The results of the agarose gel electrophoresis are clearly visible in (photograph I and photograph I, a) wells 1, 3, 4, and 5 all show migration toward the positive electrode. Well (1) was the standard HRP 804 Mixture, well (3) 5X protein buffer + root supernatant , well (5) 5X protein buffer + leaf supernatant, and well (4) 5X protein buffer + stem supernatant. The results of polyacrylamide gel electrophoresis (#1) can be seen in (photograph III), wells (6) 5X protein buffer + stem supernatant and (7) 5X protein buffer + leaf supernatant show no significant migration however, well (8) standard Congo Red does show migration in the positive direction. The results of polyacrylamide gel electrophoresis (#2) can be seen in (photograph II and II, a), wells 1-7 all show migration toward the positive electrode. Well (1) Hemoglobin Albumin, well (2) Cytochrome C, well (3) HRP Mixture, well (4) HRP Basic, well (5) 5X protein buffer + root supernatant, well (6) 5X protein buffer + stem supernatant, and well (7) 5X protein buffer + leaf supernatant.

Conclusion

In both the agarose gel electrophoresis and the polyacrylamide gel electrophoresis (#2), positive migration could be seen in the root, stem and leaf. However, there was a noticeable increase in migration of the root and leaf that was evident in both the agarose gel and polyacrylamide gel. It is possible that two factors played a role in this outcome: (1). The fact that agarose gel and polyacrylamide gel separate proteins on the basis of size and charge (Chrambach and Rodbard, 1971). (2). The rate of movement will increase with net charge and strength of electric field and decrease with size (Hillis, Moritz, and Malde, 1996).

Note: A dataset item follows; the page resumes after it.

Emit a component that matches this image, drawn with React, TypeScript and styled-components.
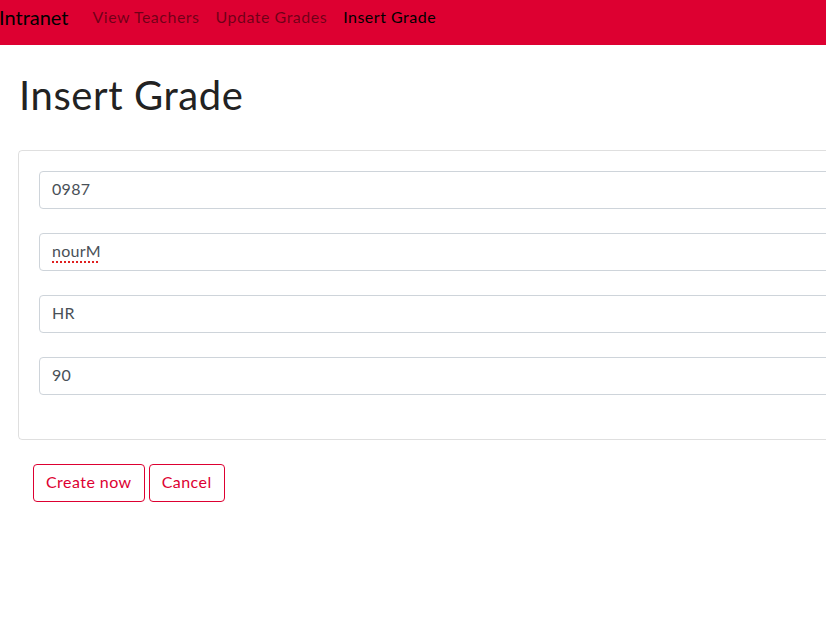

Therefore indicating that there was an increase in the net charge and the size of the root and leaf proteins must be small in comparison to the stem protein. This research sought to compare the distribution patterns of isoenzymes within the root, stem, and leaf of the Zinnia elegans (common name, Zinnia) by means of electrophoresis. Through the findings from this experiment it can be concluded that the distribution patterns of isoenzymes was found to be very similar in the root and leaf during agarose gel and polyacrylamide gel electrophoresis (#2). The results of polyacrylamide gel electrophoresis (#1) proved to be inconclusive.